Having chosen the type of distributor that I need, the choice of make and model is basically one of price vs. performance/sophistication. You pays your money and makes your choice :-)
The Bosch 009 is probably the most widely used distributor on VW replacement and performance engines and whilst it isn't the 'best' quality unit available, it is generally considered to be adequate for most applications, provided that it is timed dynamically, with a strobe, rather than statically with a timing light, due to its erratic advance curve. Bosch have recently stopped making the 009 distributor and, whilst they are still available (at time of writing - Oct '06), stocks are now dwindling.
In order to obtain reasonable performance as cheaply as possible, I will use the Bosch 009 distributor from the 1302S donor Beetle on Tina's buggy. This will use the standard points ignition system.
The fuel pump draws fuel from the fuel tank and supplies it to the carburetor(s) at a suitable rate and pressure. A fuel pump is required unless the fuel tank is high enough in relation to the carburetor(s) to supply fuel by gravity alone. Since the fuel tank will be in the front of Tina's buggy, at a similar height to the carburetors, a fuel pump will be required.
The basic choice with fuel pumps is between the stock VW mechanical fuel pump and after-market electrical fuel pumps.
The stock VW fuel pump is both simple and reliable and supplies fuel at a suitable rate and pressure for the most commonly used off-road carburetors. The stock VW fuel pump is driven by an eccentric cam on the distributor drive shaft.

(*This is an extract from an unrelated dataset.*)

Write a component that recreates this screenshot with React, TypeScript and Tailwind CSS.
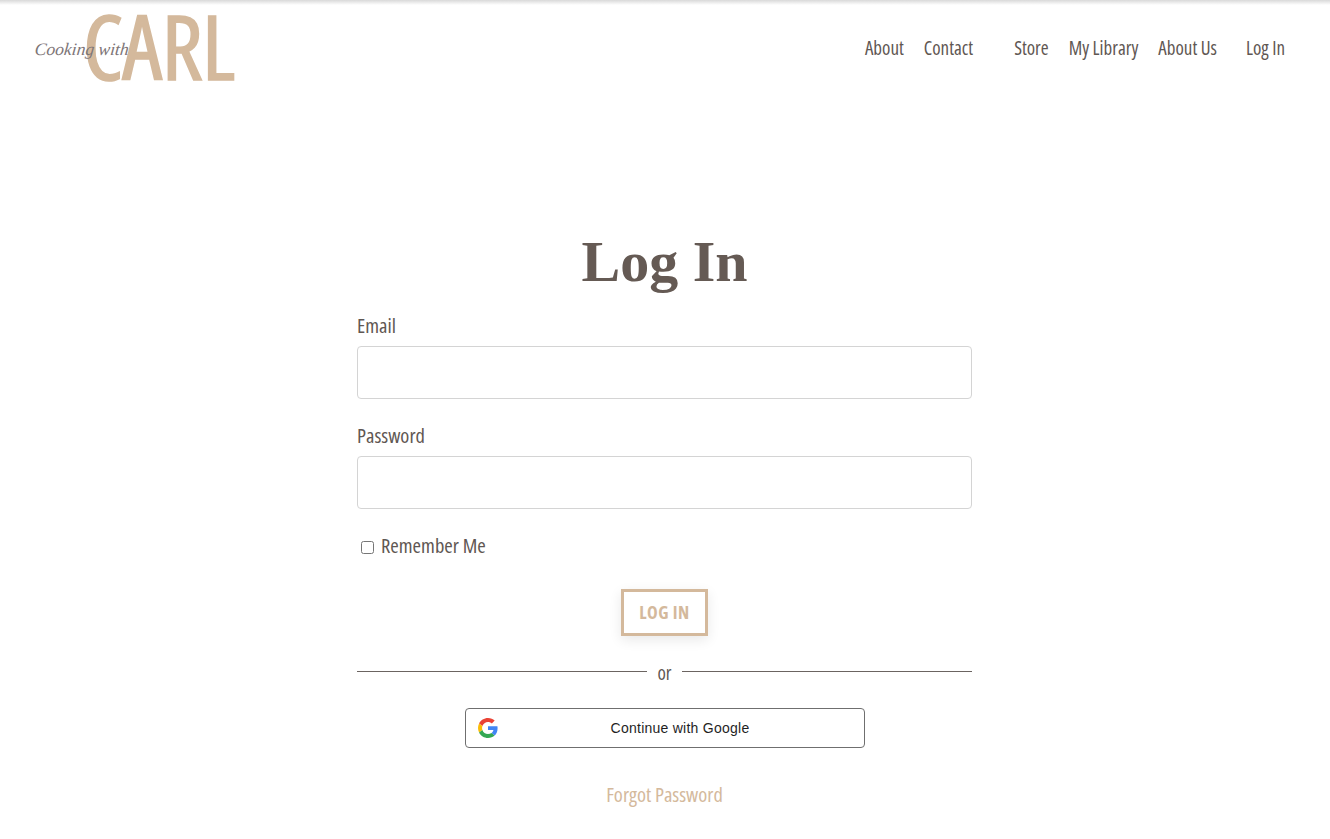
import React from 'react';

const condensed = "font-['Open_Sans',sans-serif] font-stretch-condensed";

function GoogleIcon() {
  return (
    <svg width="20" height="20" viewBox="0 0 48 48">
      <path fill="#EA4335" d="M24 9.5c3.54 0 6.71 1.22 9.21 3.6l6.85-6.85C35.9 2.38 30.47 0 24 0 14.62 0 6.51 5.38 2.56 13.22l7.98 6.19C12.43 13.72 17.74 9.5 24 9.5z" />
      <path fill="#4285F4" d="M46.98 24.55c0-1.57-.15-3.09-.38-4.55H24v9.02h12.94c-.58 2.96-2.26 5.48-4.78 7.18l7.73 6c4.51-4.18 7.09-10.36 7.09-17.65z" />
      <path fill="#FBBC05" d="M10.53 28.59c-.48-1.45-.76-2.99-.76-4.59s.27-3.14.76-4.59l-7.98-6.19C.92 16.46 0 20.12 0 24c0 3.88.92 7.54 2.56 10.78l7.97-6.19z" />
      <path fill="#34A853" d="M24 48c6.48 0 11.93-2.13 15.89-5.81l-7.73-6c-2.15 1.45-4.92 2.3-8.16 2.3-6.26 0-11.57-4.22-13.47-9.91l-7.98 6.19C6.51 42.62 14.62 48 24 48z" />
    </svg>
  );
}

function NavLink({ children, className = '' }: { children: React.ReactNode; className?: string }) {
  return <a className={`text-[19px] leading-6 text-[#5f5753] ${condensed} ${className}`}>{children}</a>;
}

function Field({ label }: { label: string }) {
  return (
    <div className="flex flex-col">
      <label className={`text-[20.5px] leading-[28px] text-[#5f5753] ${condensed}`}>{label}</label>
      <input className="mt-[7px] h-[53px] w-full rounded-[4px] border border-[#d4d4d4] bg-white" />
    </div>
  );
}

export default function App() {
  return (
    <div className="min-h-[839px] bg-white">
      <header className="flex h-[100px] items-start justify-between bg-[linear-gradient(#d9d9d9,#ffffff_5px)] pl-[35px] pr-[45px]">
        <div className="relative mt-[4px] h-[84px] w-[210px]">
          <span className={`absolute left-[48px] top-[-5px] text-[90px] leading-[92px] tracking-[-0.5px] text-[#d4b99c] [-webkit-text-stroke:1.5px_#d4b99c] ${condensed}`}>CARL</span>
          <span className="absolute left-0 top-[30px] -skew-x-6 text-[17.5px] italic leading-[30px] text-[#7d7577] font-['Liberation_Serif',serif]">Cooking with</span>
        </div>
        <nav className="mt-[36px] flex items-center">
          <NavLink>About</NavLink>
          <NavLink className="ml-5">Contact</NavLink>
          <NavLink className="ml-[41px]">Store</NavLink>
          <NavLink className="ml-5">My Library</NavLink>
          <NavLink className="ml-5">About Us</NavLink>
          <NavLink className="ml-[29px]">Log In</NavLink>
        </nav>
      </header>

      <main className="ml-[357px] flex w-[615px] flex-col pt-[124px]">
        <h1 className="text-center text-[58px] font-bold leading-[76px] text-[#655a54] font-['Liberation_Serif',serif]">Log In</h1>
        <div className="mt-[11px] flex flex-col gap-[22px]">
          <Field label="Email" />
          <Field label="Password" />
        </div>
        <label className="mt-[22px] flex items-center pl-1">
          <input type="checkbox" className="mt-[2px] h-[13px] w-[13px]" />
          <span className={`mb-[2px] ml-[7px] text-[20.5px] leading-[28px] text-[#5f5753] ${condensed}`}>Remember Me</span>
        </label>
        <button className={`mx-auto mt-[28px] h-[47px] w-[87px] border-[3px] border-[#d4b99c] text-[18px] font-bold tracking-[0.5px] text-[#d4b99c] shadow-[0_4px_12px_rgba(0,0,0,0.09)] ${condensed}`}>
          LOG IN
        </button>
        <div className="mt-[21px] flex items-center">
          <div className="h-px flex-1 bg-[#6b6461]" />
          <span className={`mt-1 px-[10px] text-[19px] leading-6 text-[#5f5753] ${condensed}`}>or</span>
          <div className="h-px flex-1 bg-[#6b6461]" />
        </div>
        <button className="relative ml-[108px] mt-[23px] flex h-[40px] w-[400px] items-center justify-center rounded-[4px] border border-[#6f6f6f] pl-[30px] text-[14px] tracking-[0.25px] text-[#1f1f1f] font-['Liberation_Sans',sans-serif]">
          <span className="absolute left-[12px] top-[9px]"><GoogleIcon /></span>
          Continue with Google
        </button>
        <a className={`mt-[31px] text-center text-[20.5px] leading-[30px] text-[#d4b99c] ${condensed}`}>Forgot Password</a>
      </main>
    </div>
  );
}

Electrical fuel pumps, on the other hand, are typically able to deliver more fuel at a higher pressure and so tend to be used in very high performance engines. However, since they require an electrical supply (by definition!) they are likely to be less reliable than their mechanical counterparts and will not work with a flat battery. Also, electrical fuel pumps are not self regulating and so are generally used with a separate pressure regulator between them and the carbs.
In order to obtain reasonable performance as cheaply as possible, I will use the stock VW mechanical fuel pump from the 1302S donor Beetle in Tina's buggy.